Problem
Using the listing below, give the number of lines where "screenshot" appears, and nothing else.

## Start Listed entries

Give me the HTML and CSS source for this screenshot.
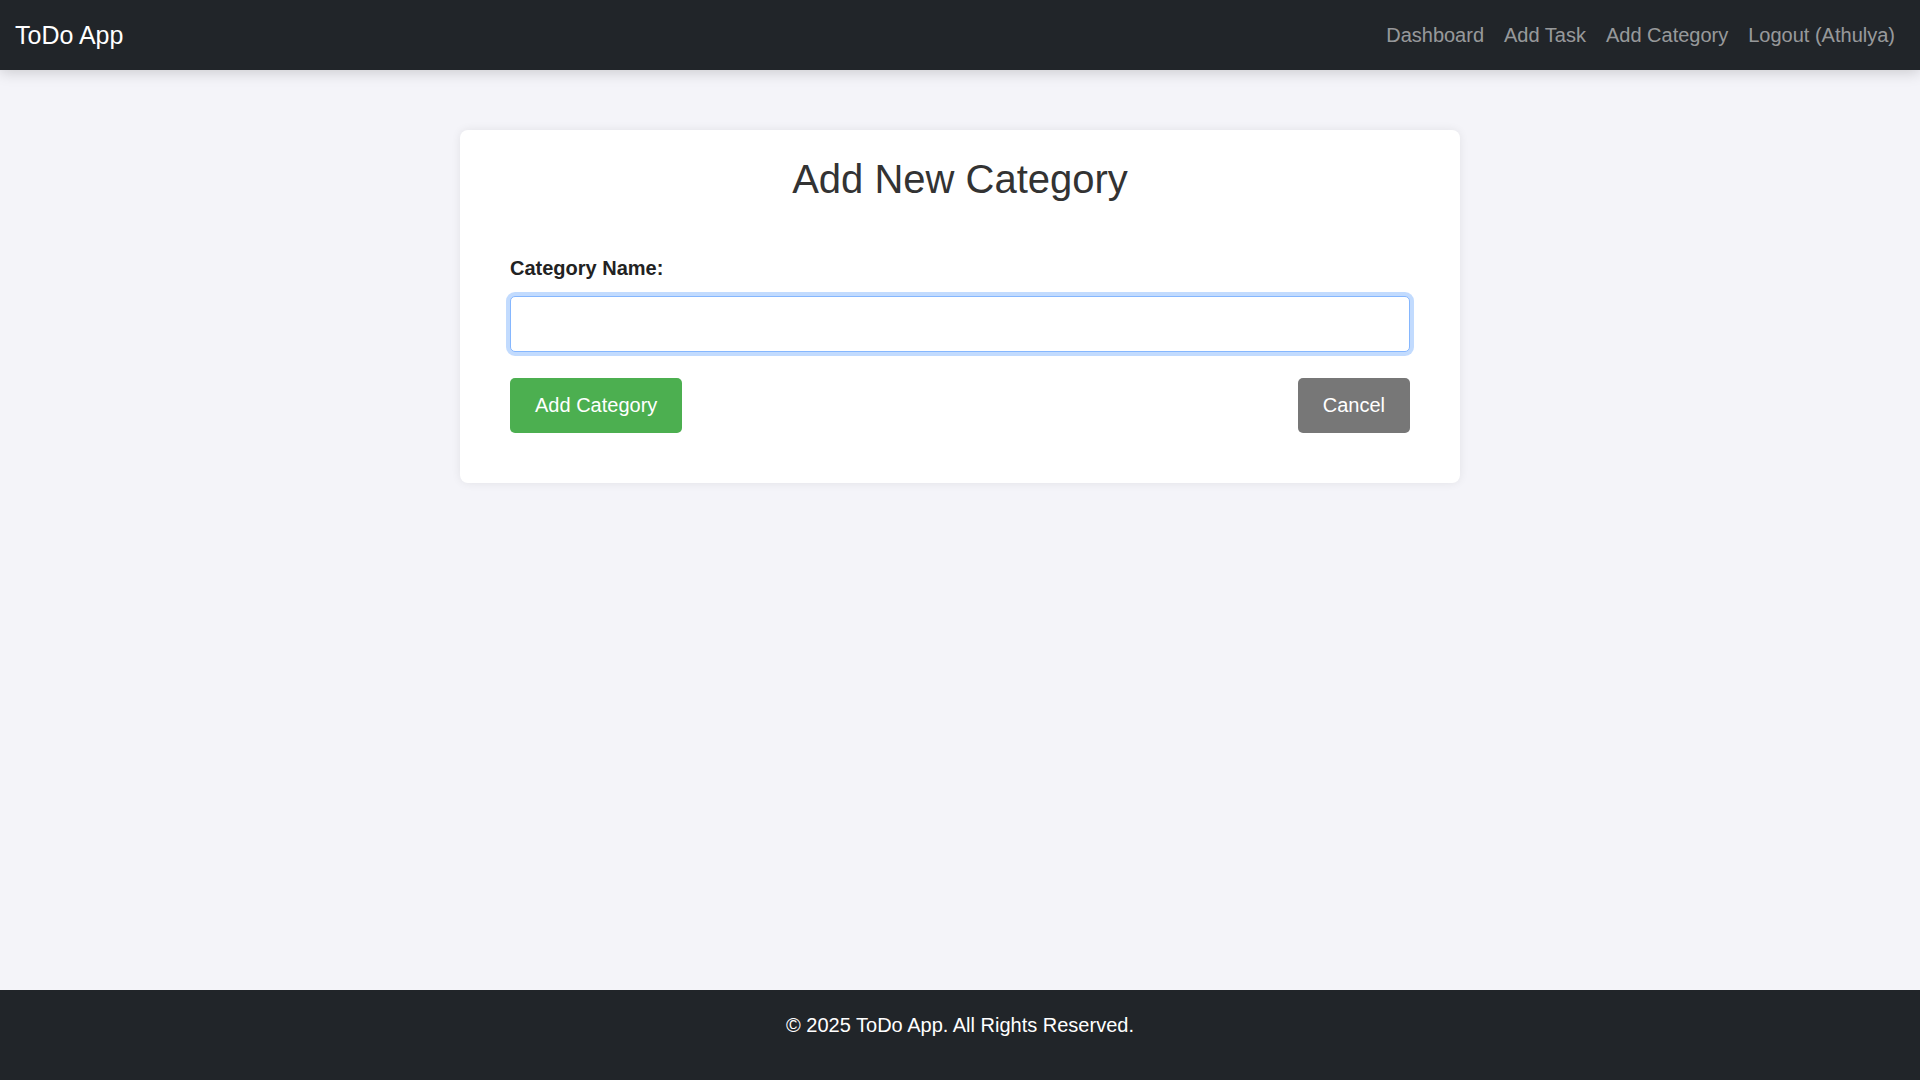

## End Listed entries
## Start Listed entries

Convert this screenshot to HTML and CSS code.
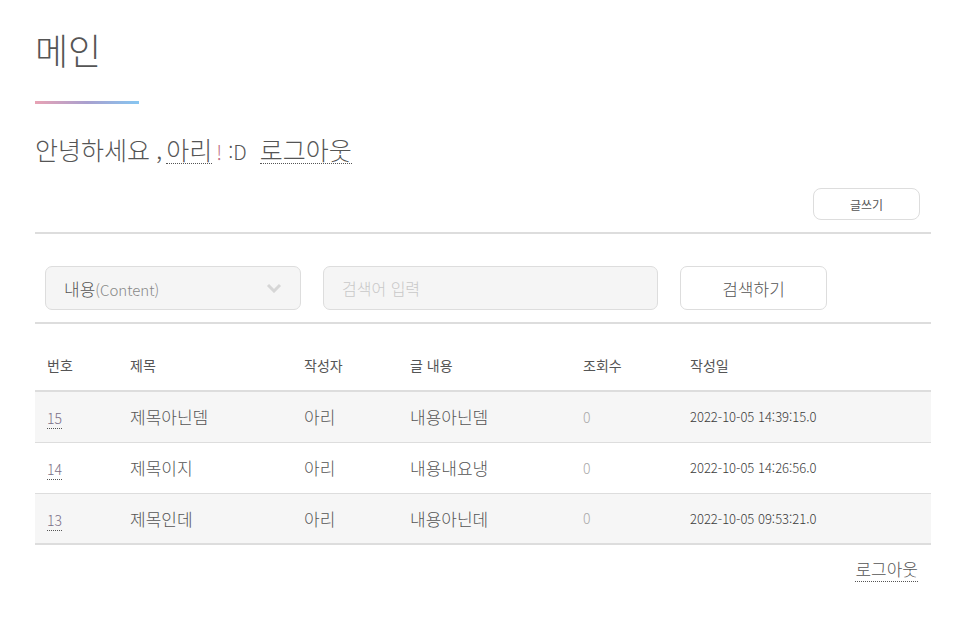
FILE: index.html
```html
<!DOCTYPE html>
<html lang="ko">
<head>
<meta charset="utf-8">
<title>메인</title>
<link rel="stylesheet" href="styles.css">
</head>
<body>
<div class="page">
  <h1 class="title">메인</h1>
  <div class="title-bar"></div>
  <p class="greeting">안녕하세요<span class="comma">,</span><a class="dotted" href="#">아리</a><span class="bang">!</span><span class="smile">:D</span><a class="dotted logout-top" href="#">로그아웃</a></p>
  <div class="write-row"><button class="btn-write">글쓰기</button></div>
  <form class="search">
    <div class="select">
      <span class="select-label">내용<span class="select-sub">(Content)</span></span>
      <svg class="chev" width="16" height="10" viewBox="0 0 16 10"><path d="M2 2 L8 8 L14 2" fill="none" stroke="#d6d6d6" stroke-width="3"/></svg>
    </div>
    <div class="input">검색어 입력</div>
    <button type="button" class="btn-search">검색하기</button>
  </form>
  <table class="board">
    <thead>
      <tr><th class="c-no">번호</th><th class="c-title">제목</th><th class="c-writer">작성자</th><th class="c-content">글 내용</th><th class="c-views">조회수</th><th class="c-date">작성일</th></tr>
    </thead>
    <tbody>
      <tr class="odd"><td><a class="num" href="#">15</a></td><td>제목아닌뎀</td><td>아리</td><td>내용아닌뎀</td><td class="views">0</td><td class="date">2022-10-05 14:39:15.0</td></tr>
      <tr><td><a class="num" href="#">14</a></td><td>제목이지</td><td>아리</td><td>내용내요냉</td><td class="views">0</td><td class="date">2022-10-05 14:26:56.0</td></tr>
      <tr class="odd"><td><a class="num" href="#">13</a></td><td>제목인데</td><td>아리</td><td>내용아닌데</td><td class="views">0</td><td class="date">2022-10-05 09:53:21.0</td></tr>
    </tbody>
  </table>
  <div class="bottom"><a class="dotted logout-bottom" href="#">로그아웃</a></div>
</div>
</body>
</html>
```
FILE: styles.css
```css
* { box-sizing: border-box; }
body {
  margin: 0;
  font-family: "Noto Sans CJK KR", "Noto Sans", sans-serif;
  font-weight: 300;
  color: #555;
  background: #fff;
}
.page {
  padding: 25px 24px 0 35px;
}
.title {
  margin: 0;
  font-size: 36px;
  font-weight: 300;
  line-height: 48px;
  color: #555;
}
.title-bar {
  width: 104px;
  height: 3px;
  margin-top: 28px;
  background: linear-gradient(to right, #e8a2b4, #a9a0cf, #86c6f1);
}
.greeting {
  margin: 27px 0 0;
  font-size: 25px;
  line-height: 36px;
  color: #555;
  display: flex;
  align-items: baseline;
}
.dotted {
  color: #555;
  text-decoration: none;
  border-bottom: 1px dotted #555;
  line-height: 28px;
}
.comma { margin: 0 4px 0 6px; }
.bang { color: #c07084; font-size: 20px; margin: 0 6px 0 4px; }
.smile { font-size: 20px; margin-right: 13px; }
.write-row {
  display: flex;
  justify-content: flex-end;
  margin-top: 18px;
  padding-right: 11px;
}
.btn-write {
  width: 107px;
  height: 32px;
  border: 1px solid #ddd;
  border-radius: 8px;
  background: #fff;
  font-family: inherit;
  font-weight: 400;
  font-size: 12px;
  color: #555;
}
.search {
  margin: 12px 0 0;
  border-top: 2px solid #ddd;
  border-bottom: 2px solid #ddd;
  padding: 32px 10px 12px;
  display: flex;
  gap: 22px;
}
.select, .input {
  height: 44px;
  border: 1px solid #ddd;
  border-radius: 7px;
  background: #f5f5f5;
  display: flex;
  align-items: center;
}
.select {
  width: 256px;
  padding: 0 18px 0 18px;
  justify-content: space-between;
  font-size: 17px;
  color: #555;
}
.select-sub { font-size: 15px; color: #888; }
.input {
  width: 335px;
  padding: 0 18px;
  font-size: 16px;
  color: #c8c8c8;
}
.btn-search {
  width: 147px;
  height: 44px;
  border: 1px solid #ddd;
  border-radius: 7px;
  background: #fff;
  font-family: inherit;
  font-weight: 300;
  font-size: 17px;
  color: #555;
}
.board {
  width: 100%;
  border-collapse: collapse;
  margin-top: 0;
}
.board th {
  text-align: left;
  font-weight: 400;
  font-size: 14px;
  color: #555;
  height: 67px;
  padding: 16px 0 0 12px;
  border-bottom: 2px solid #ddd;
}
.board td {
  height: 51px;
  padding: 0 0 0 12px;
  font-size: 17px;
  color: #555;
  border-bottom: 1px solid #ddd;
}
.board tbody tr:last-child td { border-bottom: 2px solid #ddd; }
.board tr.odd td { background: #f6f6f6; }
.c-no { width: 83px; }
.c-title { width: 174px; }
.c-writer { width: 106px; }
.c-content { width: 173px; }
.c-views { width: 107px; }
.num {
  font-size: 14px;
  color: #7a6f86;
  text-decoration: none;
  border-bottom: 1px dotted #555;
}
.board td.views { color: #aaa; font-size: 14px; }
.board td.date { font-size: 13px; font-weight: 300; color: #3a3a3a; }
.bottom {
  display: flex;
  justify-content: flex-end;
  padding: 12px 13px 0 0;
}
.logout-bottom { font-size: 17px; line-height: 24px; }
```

## End Listed entries

Solution
2